Since v0.9.0 quantization is always compiled in and auto-invoked on first download or serve — no feature flag and no manual steps needed. The quantize Cargo feature is retained as a no-op for backward compat.

# Automatic (recommended)
cargo install gigastt
gigastt serve           # downloads model + auto-quantizes on first run

# Opt out of auto-quantization (FP32 only)
gigastt serve --skip-quantize
# or: GIGASTT_SKIP_QUANTIZE=1 gigastt serve

# Manual re-quantization
gigastt quantize                     # native Rust quantization
gigastt quantize --force             # re-quantize even if INT8 model exists

Architecture

                    Audio Input
                   (PCM16, multi-rate)
                        |
                        v
               +-----------------+
               | Mel Spectrogram |  64 bins, FFT=320, hop=160
               +-----------------+
                        |
                        v
            +------------------------+
            |   Conformer Encoder    |  16 layers, 768-dim, 240M params
            |  (ONNX Runtime)        |  CoreML | CUDA | CPU
            +------------------------+
                        |
                        v
            +------------------------+
            | RNN-T Decoder + Joiner |  Stateful: h/c persisted
            |  (ONNX Runtime)        |  across streaming chunks
            +------------------------+
                        |
                        v
            +------------------------+
            |   BPE Tokenizer        |  1025 tokens
            |   + Auto-punctuation   |
            +------------------------+
                        |
                        v
                  Russian Text

CLI Reference

gigastt [OPTIONS] <COMMAND>

Options:
  --log-level <LEVEL>    Log level [default: info]

Commands:
  serve        Start STT server
  download     Download model (~850 MB) and auto-generate INT8 encoder
  transcribe   Transcribe audio file (offline)
  quantize     Quantize encoder to INT8 (always available since v0.9.0)

gigastt serve [OPTIONS]
  --port <PORT>             Listen port [default: 9876]
  --host <HOST>             Bind address [default: 127.0.0.1]
  --model-dir <DIR>         Model directory [default: ~/.gigastt/models]
  --pool-size <N>           Concurrent inference sessions [default: 4]
  --bind-all                Required to listen on a non-loopback address.
                            Also: GIGASTT_ALLOW_BIND_ANY=1.
  --allow-origin <URL>      Additional Origin allowed (repeatable).
                            Loopback origins are always allowed.
  --cors-allow-any          Accept any cross-origin caller (wildcard CORS).
  --idle-timeout-secs <S>   WebSocket idle timeout [default: 300].
                            Env: GIGASTT_IDLE_TIMEOUT_SECS.
  --ws-frame-max-bytes <B>  Max WS frame size [default: 524288 = 512 KiB].
                            Env: GIGASTT_WS_FRAME_MAX_BYTES.
  --body-limit-bytes <B>    Max REST body size [default: 52428800 = 50 MiB].
                            Env: GIGASTT_BODY_LIMIT_BYTES.
  --rate-limit-per-minute <N>  Per-IP rate limit (requests/min). 0 = off (default).
                            Applies to /v1/* only; /health is exempt.
                            Env: GIGASTT_RATE_LIMIT_PER_MINUTE.
  --rate-limit-burst <N>    Token-bucket burst size [default: 10].
                            Env: GIGASTT_RATE_LIMIT_BURST.
  --metrics                 Expose Prometheus metrics at GET /metrics.
                            Off by default.
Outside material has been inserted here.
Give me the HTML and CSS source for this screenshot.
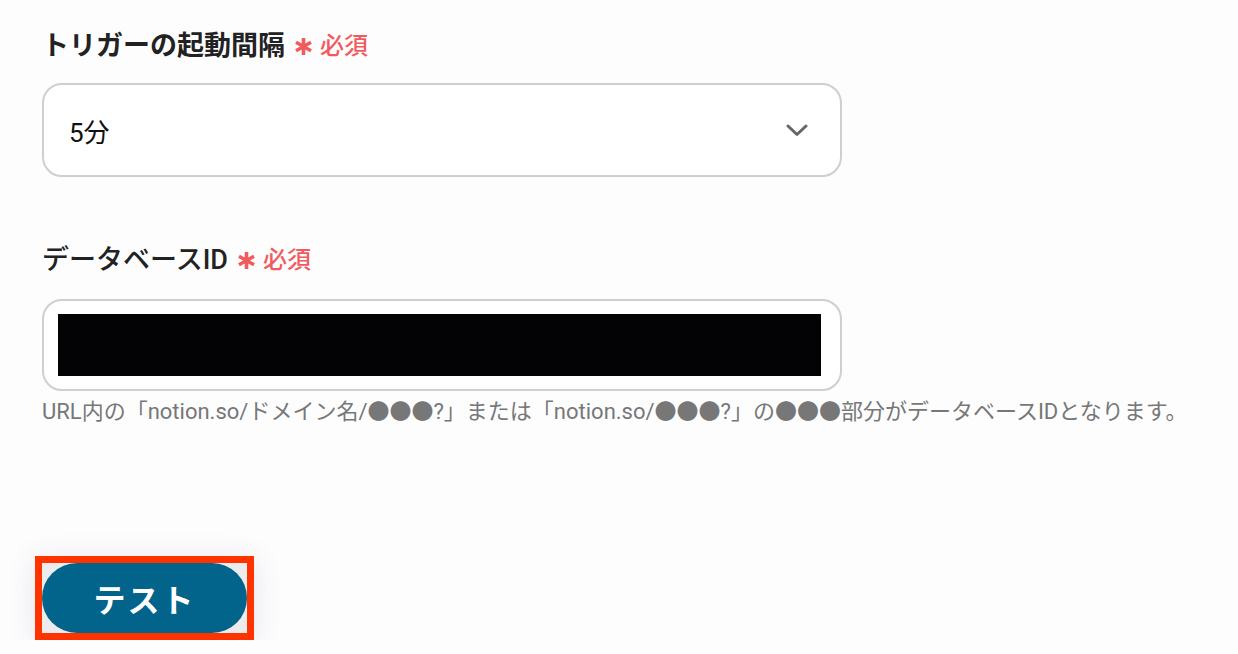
FILE: index.html
```html
<!DOCTYPE html>
<html lang="ja">
<head>
    <meta charset="UTF-8">
    <title>トリガー設定</title>
    <link rel="stylesheet" href="styles.css">
</head>
<body>

<div class="container">
    <div class="field">
        <label class="label bold">トリガーの起動間隔
            <span class="req">
                <svg class="star" width="19" height="19" viewBox="0 0 19 19">
                    <path d="M9.5 1 V18 M2 5.25 L17 13.75 M2 13.75 L17 5.25" stroke="#f25b5e" stroke-width="3.6"/>
                </svg>必須</span>
        </label>
        <div class="select">
            <span class="value">5分</span>
            <svg class="chevron" width="22" height="13" viewBox="0 0 22 13">
                <path d="M2 2 L11 10.5 L20 2" fill="none" stroke="#666" stroke-width="3" stroke-linecap="round" stroke-linejoin="round"/>
            </svg>
        </div>
    </div>

    <div class="field second">
        <label class="label">データベースID
            <span class="req">
                <svg class="star" width="19" height="19" viewBox="0 0 19 19">
                    <path d="M9.5 1 V18 M2 5.25 L17 13.75 M2 13.75 L17 5.25" stroke="#f25b5e" stroke-width="3.6"/>
                </svg>必須</span>
        </label>
        <div class="input">
            <div class="masked"></div>
        </div>
        <p class="help">URL内の「notion.so/ドメイン名/●●●?」または「notion.so/●●●?」の●●●部分がデータベースIDとなります。</p>
    </div>

    <div class="actions">
        <div class="highlight">
            <button type="button" class="test-btn">テスト</button>
        </div>
    </div>
</div>

</body>
</html>
```

FILE: styles.css
```css
body {
    margin: 0;
    background-color: #fdfdfe;
    font-family: Roboto, "Noto Sans CJK JP", sans-serif;
    color: #222;
}
.container {
    padding: 26px 0 0 42px;
    width: 800px;
}
.label {
    display: flex;
    align-items: center;
    font-size: 27px;
    line-height: 40px;
    font-weight: 500;
    color: #222;
}
.label.bold {
    font-weight: bold;
}
.req {
    display: inline-flex;
    align-items: center;
    margin-left: 9px;
    color: #f25b5e;
    font-size: 24px;
    font-weight: 500;
}
.star {
    margin-right: 7px;
}
.select, .input {
    box-sizing: border-box;
    margin-top: 17px;
    height: 94px;
    border: 2px solid #cfcfd2;
    border-radius: 20px;
    background-color: #fff;
    display: flex;
    align-items: center;
}
.select {
    justify-content: space-between;
    padding: 0 32px 0 25px;
}
.value {
    font-size: 26px;
    color: #111;
}
.second {
    margin-top: 63px;
}
.input {
    margin-top: 19px;
    height: 92px;
    padding: 0 19px 0 14px;
}
.masked {
    flex: 1;
    height: 62px;
    background-color: #030204;
}
.help {
    margin: 7px 0 0;
    font-size: 22px;
    line-height: 28px;
    color: #777;
    white-space: nowrap;
}
.actions {
    margin-top: 130px;
    margin-left: -7px;
}
.highlight {
    display: inline-block;
    border: 7px solid #ff3300;
    background-color: #ececef;
    box-shadow: 0 4px 30px rgba(60, 60, 100, 0.12);
}
.test-btn {
    display: block;
    width: 205px;
    height: 70px;
    border: none;
    border-radius: 35px;
    background-color: #02648a;
    color: #fff;
    font-family: inherit;
    font-size: 32px;
    font-weight: bold;
    letter-spacing: 2px;
}
```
Env: GIGASTT_METRICS.

gigastt serve (continued)
  --max-session-secs <S>        Wall-clock session cap [default: 3600]. 0 = disabled.
                                Env: GIGASTT_MAX_SESSION_SECS.
  --shutdown-drain-secs <S>     Max wait for in-flight sessions on SIGTERM [default: 10].
                                Env: GIGASTT_SHUTDOWN_DRAIN_SECS.
  --skip-quantize               Skip auto-quantization step on first run.
                                Env: GIGASTT_SKIP_QUANTIZE.

gigastt download [OPTIONS]
  --model-dir <DIR>      Model directory [default: ~/.gigastt/models]
  --diarization          Also download speaker diarization model (requires --features diarization)
  --skip-quantize        Skip auto-quantization after download (FP32 only)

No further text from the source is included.